> _What the task requires_
Quote the whole listing verbatim.

> _Data lines_

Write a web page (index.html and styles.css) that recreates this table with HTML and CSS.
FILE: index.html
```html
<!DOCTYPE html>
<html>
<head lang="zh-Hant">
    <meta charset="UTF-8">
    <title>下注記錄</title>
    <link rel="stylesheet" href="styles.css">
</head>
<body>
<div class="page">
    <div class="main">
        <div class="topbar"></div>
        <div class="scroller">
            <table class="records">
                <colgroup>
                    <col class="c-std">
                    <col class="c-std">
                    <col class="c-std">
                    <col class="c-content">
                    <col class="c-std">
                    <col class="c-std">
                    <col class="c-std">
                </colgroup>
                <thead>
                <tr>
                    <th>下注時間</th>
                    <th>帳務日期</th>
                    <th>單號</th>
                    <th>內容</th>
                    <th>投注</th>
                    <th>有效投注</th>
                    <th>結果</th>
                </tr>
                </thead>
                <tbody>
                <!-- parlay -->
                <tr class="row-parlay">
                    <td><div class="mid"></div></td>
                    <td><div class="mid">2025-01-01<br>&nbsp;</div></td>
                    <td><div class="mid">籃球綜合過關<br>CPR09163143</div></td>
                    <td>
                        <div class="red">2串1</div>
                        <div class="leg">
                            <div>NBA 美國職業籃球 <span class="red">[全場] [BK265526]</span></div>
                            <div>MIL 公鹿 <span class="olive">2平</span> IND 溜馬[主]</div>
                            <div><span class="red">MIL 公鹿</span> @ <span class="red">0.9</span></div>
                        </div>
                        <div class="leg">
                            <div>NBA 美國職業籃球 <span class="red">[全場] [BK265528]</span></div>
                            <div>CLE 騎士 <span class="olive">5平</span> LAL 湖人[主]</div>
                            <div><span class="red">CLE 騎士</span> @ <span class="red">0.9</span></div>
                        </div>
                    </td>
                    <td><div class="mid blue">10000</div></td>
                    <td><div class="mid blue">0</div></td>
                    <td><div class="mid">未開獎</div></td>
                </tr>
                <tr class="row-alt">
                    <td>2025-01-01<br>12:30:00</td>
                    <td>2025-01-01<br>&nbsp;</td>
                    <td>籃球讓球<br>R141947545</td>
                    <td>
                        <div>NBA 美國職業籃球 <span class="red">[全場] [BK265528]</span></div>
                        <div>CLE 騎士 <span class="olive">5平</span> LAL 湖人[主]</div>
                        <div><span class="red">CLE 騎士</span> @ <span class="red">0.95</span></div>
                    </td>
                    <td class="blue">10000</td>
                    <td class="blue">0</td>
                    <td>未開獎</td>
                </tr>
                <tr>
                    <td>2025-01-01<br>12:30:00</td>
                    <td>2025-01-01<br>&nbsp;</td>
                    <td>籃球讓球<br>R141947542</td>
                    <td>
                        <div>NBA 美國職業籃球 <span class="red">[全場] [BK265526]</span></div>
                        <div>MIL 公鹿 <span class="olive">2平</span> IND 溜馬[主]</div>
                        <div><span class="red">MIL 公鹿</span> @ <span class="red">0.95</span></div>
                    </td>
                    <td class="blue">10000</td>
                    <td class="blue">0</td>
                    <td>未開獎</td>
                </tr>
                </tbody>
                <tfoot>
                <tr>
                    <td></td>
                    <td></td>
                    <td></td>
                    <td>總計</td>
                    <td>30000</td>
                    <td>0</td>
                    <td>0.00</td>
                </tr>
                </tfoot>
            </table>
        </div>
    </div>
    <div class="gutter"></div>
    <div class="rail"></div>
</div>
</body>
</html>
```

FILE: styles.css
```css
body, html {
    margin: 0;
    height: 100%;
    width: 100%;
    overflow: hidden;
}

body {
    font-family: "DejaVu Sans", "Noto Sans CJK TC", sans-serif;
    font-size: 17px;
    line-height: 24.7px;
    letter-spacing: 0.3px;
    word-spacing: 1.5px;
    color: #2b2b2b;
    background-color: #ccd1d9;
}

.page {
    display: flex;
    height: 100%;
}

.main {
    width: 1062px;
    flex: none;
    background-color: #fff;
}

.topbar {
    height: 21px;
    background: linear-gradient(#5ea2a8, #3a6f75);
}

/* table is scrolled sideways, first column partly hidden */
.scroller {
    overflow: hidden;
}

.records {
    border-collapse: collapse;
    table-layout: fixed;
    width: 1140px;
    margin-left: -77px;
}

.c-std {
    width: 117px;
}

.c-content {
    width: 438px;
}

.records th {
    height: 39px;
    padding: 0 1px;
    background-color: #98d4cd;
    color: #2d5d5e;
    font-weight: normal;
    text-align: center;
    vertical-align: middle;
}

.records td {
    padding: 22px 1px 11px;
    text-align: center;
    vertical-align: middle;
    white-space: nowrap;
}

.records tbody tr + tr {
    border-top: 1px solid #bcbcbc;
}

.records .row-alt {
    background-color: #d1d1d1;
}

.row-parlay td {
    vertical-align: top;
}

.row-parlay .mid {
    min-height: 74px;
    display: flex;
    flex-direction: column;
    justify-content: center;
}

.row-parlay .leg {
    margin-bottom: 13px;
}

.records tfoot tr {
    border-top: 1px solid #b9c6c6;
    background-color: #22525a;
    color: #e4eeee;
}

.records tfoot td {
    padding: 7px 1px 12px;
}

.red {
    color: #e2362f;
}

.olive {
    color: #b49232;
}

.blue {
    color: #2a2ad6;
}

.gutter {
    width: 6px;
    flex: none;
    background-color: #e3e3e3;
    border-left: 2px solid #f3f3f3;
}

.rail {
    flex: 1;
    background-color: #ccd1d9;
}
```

> _Answer to this task_
Write a web page (index.html and styles.css) that recreates this table with HTML and CSS.
FILE: index.html
```html
<!DOCTYPE html>
<html>
<head lang="zh-Hant">
    <meta charset="UTF-8">
    <title>下注記錄</title>
    <link rel="stylesheet" href="styles.css">
</head>
<body>
<div class="page">
    <div class="main">
        <div class="topbar"></div>
        <div class="scroller">
            <table class="records">
                <colgroup>
                    <col class="c-std">
                    <col class="c-std">
                    <col class="c-std">
                    <col class="c-content">
                    <col class="c-std">
                    <col class="c-std">
                    <col class="c-std">
                </colgroup>
                <thead>
                <tr>
                    <th>下注時間</th>
                    <th>帳務日期</th>
                    <th>單號</th>
                    <th>內容</th>
                    <th>投注</th>
                    <th>有效投注</th>
                    <th>結果</th>
                </tr>
                </thead>
                <tbody>
                <!-- parlay -->
                <tr class="row-parlay">
                    <td><div class="mid"></div></td>
                    <td><div class="mid">2025-01-01<br>&nbsp;</div></td>
                    <td><div class="mid">籃球綜合過關<br>CPR09163143</div></td>
                    <td>
                        <div class="red">2串1</div>
                        <div class="leg">
                            <div>NBA 美國職業籃球 <span class="red">[全場] [BK265526]</span></div>
                            <div>MIL 公鹿 <span class="olive">2平</span> IND 溜馬[主]</div>
                            <div><span class="red">MIL 公鹿</span> @ <span class="red">0.9</span></div>
                        </div>
                        <div class="leg">
                            <div>NBA 美國職業籃球 <span class="red">[全場] [BK265528]</span></div>
                            <div>CLE 騎士 <span class="olive">5平</span> LAL 湖人[主]</div>
                            <div><span class="red">CLE 騎士</span> @ <span class="red">0.9</span></div>
                        </div>
                    </td>
                    <td><div class="mid blue">10000</div></td>
                    <td><div class="mid blue">0</div></td>
                    <td><div class="mid">未開獎</div></td>
                </tr>
                <tr class="row-alt">
                    <td>2025-01-01<br>12:30:00</td>
                    <td>2025-01-01<br>&nbsp;</td>
                    <td>籃球讓球<br>R141947545</td>
                    <td>
                        <div>NBA 美國職業籃球 <span class="red">[全場] [BK265528]</span></div>
                        <div>CLE 騎士 <span class="olive">5平</span> LAL 湖人[主]</div>
                        <div><span class="red">CLE 騎士</span> @ <span class="red">0.95</span></div>
                    </td>
                    <td class="blue">10000</td>
                    <td class="blue">0</td>
                    <td>未開獎</td>
                </tr>
                <tr>
                    <td>2025-01-01<br>12:30:00</td>
                    <td>2025-01-01<br>&nbsp;</td>
                    <td>籃球讓球<br>R141947542</td>
                    <td>
                        <div>NBA 美國職業籃球 <span class="red">[全場] [BK265526]</span></div>
                        <div>MIL 公鹿 <span class="olive">2平</span> IND 溜馬[主]</div>
                        <div><span class="red">MIL 公鹿</span> @ <span class="red">0.95</span></div>
                    </td>
                    <td class="blue">10000</td>
                    <td class="blue">0</td>
                    <td>未開獎</td>
                </tr>
                </tbody>
                <tfoot>
                <tr>
                    <td></td>
                    <td></td>
                    <td></td>
                    <td>總計</td>
                    <td>30000</td>
                    <td>0</td>
                    <td>0.00</td>
                </tr>
                </tfoot>
            </table>
        </div>
    </div>
    <div class="gutter"></div>
    <div class="rail"></div>
</div>
</body>
</html>
```

FILE: styles.css
```css
body, html {
    margin: 0;
    height: 100%;
    width: 100%;
    overflow: hidden;
}

body {
    font-family: "DejaVu Sans", "Noto Sans CJK TC", sans-serif;
    font-size: 17px;
    line-height: 24.7px;
    letter-spacing: 0.3px;
    word-spacing: 1.5px;
    color: #2b2b2b;
    background-color: #ccd1d9;
}

.page {
    display: flex;
    height: 100%;
}

.main {
    width: 1062px;
    flex: none;
    background-color: #fff;
}

.topbar {
    height: 21px;
    background: linear-gradient(#5ea2a8, #3a6f75);
}

/* table is scrolled sideways, first column partly hidden */
.scroller {
    overflow: hidden;
}

.records {
    border-collapse: collapse;
    table-layout: fixed;
    width: 1140px;
    margin-left: -77px;
}

.c-std {
    width: 117px;
}

.c-content {
    width: 438px;
}

.records th {
    height: 39px;
    padding: 0 1px;
    background-color: #98d4cd;
    color: #2d5d5e;
    font-weight: normal;
    text-align: center;
    vertical-align: middle;
}

.records td {
    padding: 22px 1px 11px;
    text-align: center;
    vertical-align: middle;
    white-space: nowrap;
}

.records tbody tr + tr {
    border-top: 1px solid #bcbcbc;
}

.records .row-alt {
    background-color: #d1d1d1;
}

.row-parlay td {
    vertical-align: top;
}

.row-parlay .mid {
    min-height: 74px;
    display: flex;
    flex-direction: column;
    justify-content: center;
}

.row-parlay .leg {
    margin-bottom: 13px;
}

.records tfoot tr {
    border-top: 1px solid #b9c6c6;
    background-color: #22525a;
    color: #e4eeee;
}

.records tfoot td {
    padding: 7px 1px 12px;
}

.red {
    color: #e2362f;
}

.olive {
    color: #b49232;
}

.blue {
    color: #2a2ad6;
}

.gutter {
    width: 6px;
    flex: none;
    background-color: #e3e3e3;
    border-left: 2px solid #f3f3f3;
}

.rail {
    flex: 1;
    background-color: #ccd1d9;
}
```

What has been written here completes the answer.